On 25/04/15 03:38, Assaf Gordon wrote:
> Hello,
>
> Would you be willing to add the following patch, mentioning tab-expansion and
> multibyte counting of '-L'
> in the "--help" screen, and the manual?
> Currently this is mentioned only in one sentence at the end of a long
> paragraph, and is easily missed.
> My wording could be improved, but I hope this will help prevent confusion
> with 'wc -L' output.
Wow that is confusing/ambiguous.
I'll apply the attached in your name.
>
> Somewhat related:
> I seem to get unexpected result with '-L' when forcing C locale.
> Perhaps I'm doing something wrong, or there's more intricate details of '-L' ?
>
> # This is a Unicode Character 'BLACK HEART SUIT' (U+2665)
> $ printf "\xe2\x99\xa5\n"
>
> # counting characters with UTF-8 locale is 1,
> # Counting bytes is 3,
> # longest line is 1 - as expected:
> $ printf "\xe2\x99\xa5" | LC_ALL=en_US.UTF-8 wc -cmL
> 1 3 1
>
>
> # using C locale, characters=bytes=3,
> # but longest line is 0 ?
> $ printf "\xe2\x99\xa5" | LC_ALL=C wc -cmL
> 3 3 0
>
> This could be because of wc.c line 492, where "isprint" is called on each
> byte (e.g. isprint('\xe2') is false),
> and so these characters are not counted at all?
Yes. You could filter with sed to adjust:
sed 's/././g' | wc -L # count chars
LC_ALL=C sed 's/././g' | wc -L # count bytes
cheers,
Pádraig.
From f410be7915aeaa2478c91c125723009812e57c1d Mon Sep 17 00:00:00 2001
From: Assaf Gordon <[email protected]>
Date: Wed, 13 May 2015 02:46:29 +0100
Subject: [PATCH] doc: clarify the operation of wc -L
* src/wc.c (usage): State that it calculates display width.
* doc/coreutils.texi (wc invocation): Detail the distinct
items used to determine the display width.
---
doc/coreutils.texi | 5 ++++-
src/wc.c | 2 +-
2 files changed, 5 insertions(+), 2 deletions(-)
diff --git a/doc/coreutils.texi b/doc/coreutils.texi
index 51d96b4..6a69b75 100644
--- a/doc/coreutils.texi
+++ b/doc/coreutils.texi
@@ -3593,7 +3593,10 @@ Print only the newline counts.
@itemx --max-line-length
@opindex -L
@opindex --max-line-length
-Print only the maximum line lengths.
+Print only the maximum display widths.
+Tabs are set at every 8th column.
+Display widths of wide characters are considered.

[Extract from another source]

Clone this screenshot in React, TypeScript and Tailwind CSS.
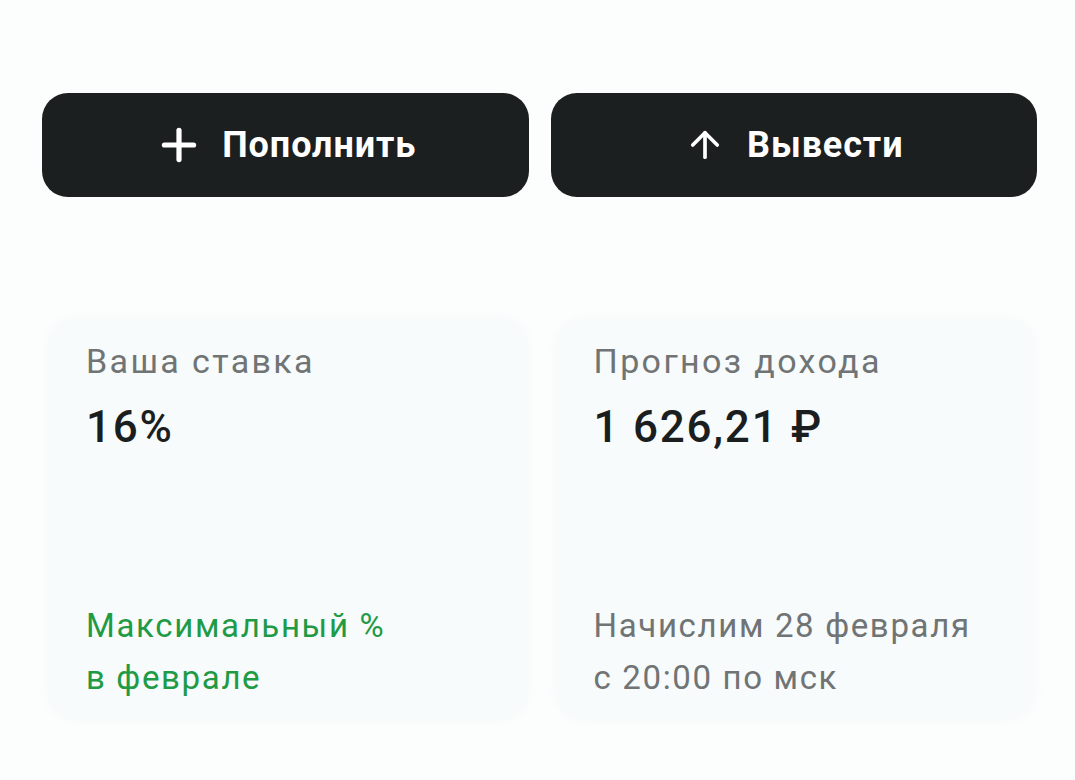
import { Plus, ArrowUp } from "lucide-react";

function ActionButton({
  icon,
  label,
  gap,
}: {
  icon: React.ReactNode;
  label: string;
  gap: string;
}) {
  return (
    <button
      className={`flex h-[104px] flex-1 items-center justify-center rounded-[26px] bg-[#1b1f1f] text-white ${gap}`}
    >
      {icon}
      <span className="text-[36px] font-bold tracking-[0.025em]">{label}</span>
    </button>
  );
}

function InfoCard({
  title,
  value,
  note,
  green,
}: {
  title: string;
  value: string;
  note: string[];
  green?: boolean;
}) {
  return (
    <div className="flex h-[402px] flex-1 flex-col justify-between rounded-[28px] bg-[#f7fbfc] px-[38px] pt-[21px] pb-[16px] shadow-[0_0_10px_rgba(210,225,230,0.12)]">
      <div>
        <div className="text-[34px] leading-[44px] tracking-[0.07em] text-[#707474]">
          {title}
        </div>
        <div className="mt-[20px] text-[44px] leading-[48px] font-medium tracking-[0.04em] text-[#1b1e1f]">
          {value}
        </div>
      </div>
      <div
        className={`text-[33px] leading-[52px] tracking-[0.05em] ${
          green ? "text-[#1f9a45]" : "text-[#707474]"
        }`}
      >
        {note.map((line) => (
          <div key={line}>{line}</div>
        ))}
      </div>
    </div>
  );
}

export default function App() {
  return (
    <div
      className="flex h-[780px] w-[1075px] flex-col bg-[#fcfdfd]"
      style={{ fontFamily: "Roboto, 'Noto Sans', sans-serif" }}
    >
      {/* --- ACTIONS --- */}
      <div className="flex h-[272px] gap-[22px] px-[42px] pt-[93px] pr-[38px]">
        <ActionButton
          icon={<Plus size={50} strokeWidth={2.5} />}
          label="Пополнить"
          gap="gap-[18px]"
        />
        <ActionButton
          icon={<ArrowUp size={42} strokeWidth={2.1} />}
          label="Вывести"
          gap="gap-[21px]"
        />
      </div>

      {/* --- SUMMARY --- */}
      <div className="flex gap-[28px] pt-[46px] pl-[48px] pr-[40px]">
        <InfoCard
          title="Ваша ставка"
          value="16%"
          note={["Максимальный %", "в феврале"]}
          green
        />
        <InfoCard
          title="Прогноз дохода"
          value="1 626,21 ₽"
          note={["Начислим 28 февраля", "с 20:00 по мск"]}
        />
      </div>
    </div>
  );
}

+Non-printable characters are given 0 width.
@macro filesZeroFromOption{cmd,withTotalOption,subListOutput}
@item --files0-from=@var{file}
diff --git a/src/wc.c b/src/wc.c
index ae7ae95..eb7b5b6 100644
--- a/src/wc.c
+++ b/src/wc.c
@@ -134,7 +134,7 @@ the following order: newline, word, character, byte, maximum line length.\n\
--files0-from=F read input from the files specified by\n\
NUL-terminated names in file F;\n\
If F is - then read names from standard input\n\
- -L, --max-line-length print the length of the longest line\n\
+ -L, --max-line-length print the maximum display width\n\
-w, --words print the word counts\n\
"), stdout);
fputs (HELP_OPTION_DESCRIPTION, stdout);
--
2.3.4